Automatic Math Equation Grading with Python: Data Generation, CNN Training, Image Segmentation, and Result Feedback

The article starts with a motivation to replace discontinued online auto‑grading services by creating a self‑contained solution that can recognize digits and operators, evaluate the expression, and mark correct or incorrect results.

Data preparation : synthetic character images are generated by drawing each digit or operator with various fonts and rotations. Example code:

from PIL import Image, ImageDraw, ImageFont

def makeImage(label_dict, font_path, width=24, height=24, rotate=0):
    img = Image.new("RGB", (width, height), "black")
    draw = ImageDraw.Draw(img)
    font = ImageFont.truetype(font_path, int(width*0.9))
    # draw each character centered
    draw.text((x, y), char, (255,255,255), font)
    img = img.rotate(rotate)
    img.save(f"dataset/{value}/img-{value}_r-{rotate}_{int(time.time()*1000)}.png")

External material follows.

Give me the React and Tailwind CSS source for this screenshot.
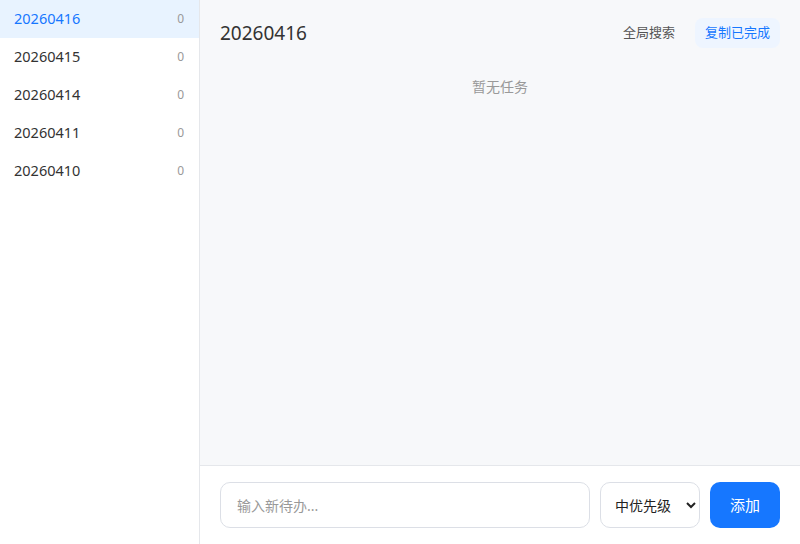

All 15 classes (0‑9, =, +, -, ×, ÷) are rendered in 13 fonts with 20 rotation angles, producing 3 900 images per class.

Model construction and training : a simple CNN is built with TensorFlow/Keras.

def create_model():
    model = Sequential([
        layers.experimental.preprocessing.Rescaling(1./255, input_shape=(24,24,1)),
        layers.Conv2D(24,3,activation='relu'),
        layers.MaxPooling2D((2,2)),
        layers.Conv2D(64,3,activation='relu'),
        layers.MaxPooling2D((2,2)),
        layers.Flatten(),
        layers.Dense(128,activation='relu'),
        layers.Dense(15)
    ])
    model.compile(optimizer='adam', loss=tf.keras.losses.SparseCategoricalCrossentropy(from_logits=True), metrics=['accuracy'])
    return model

The dataset is loaded with tf.keras.preprocessing.image_dataset_from_directory , trained for 10 epochs, and the weights are saved to checkpoint/char_checkpoint . Training quickly reaches 100 % accuracy.

Prediction on single images uses the trained model to classify each cropped character image:

model = create_model()
model.load_weights('checkpoint/char_checkpoint')
class_name = np.load('class_name.npy')
predicts = model.predict(imgs)
results = [class_name[np.argmax(p)] for p in predicts]

Image segmentation is performed by computing horizontal and vertical projections (shadow) of a binary inverted image, detecting continuous regions, and cropping them:

def img_y_shadow(img_b):
    h,w = img_b.shape
    a = [0]*h
    for i in range(h):
        for j in range(w):
            if img_b[i,j]==255:
                a[i] += 1
    return a

Using the projection arrays, img2rows and row2blocks return bounding boxes [left, top, right, bottom] for each line and each block, which are then cut with NumPy slicing.

Expression evaluation is handled by a small helper that replaces Chinese symbols with Python operators and calls eval :

def calculation(chars):
    expr = ''.join(chars).replace('×','*').replace('÷','/')
    if '=' in expr:
        left,right = expr.split('=')
        try:
            val = int(eval(left))
        except Exception:
            return ''
        return '√' if str(val)==right else '×'
    return int(eval(expr))

Feedback overlay draws the result (✓ in green, ✗ in red, or gray for missing answers) onto the original image using OpenCV and Pillow:

def cv2ImgAddText(img, text, left, top, textColor=(255,0,0), textSize=20):
    if isinstance(img, np.ndarray):
        img = Image.fromarray(cv2.cvtColor(img, cv2.COLOR_BGR2RGB))
    draw = ImageDraw.Draw(img)
    font = ImageFont.truetype('fonts/fangzheng_shusong.ttf', textSize)
    draw.text((left, top), text, textColor, font=font)
    return cv2.cvtColor(np.asarray(img), cv2.COLOR_RGB2BGR)

The final script iterates over all detected blocks, runs the CNN, evaluates the expression, chooses a color, and writes the result back onto the original picture, producing an annotated image that marks each equation as correct (green check), incorrect (red cross), or unanswered (gray).

Additional notes cover required font files, script order ( get_character_pic.py → cnn.py → main.py ), and troubleshooting tips such as matching the font used in the source image.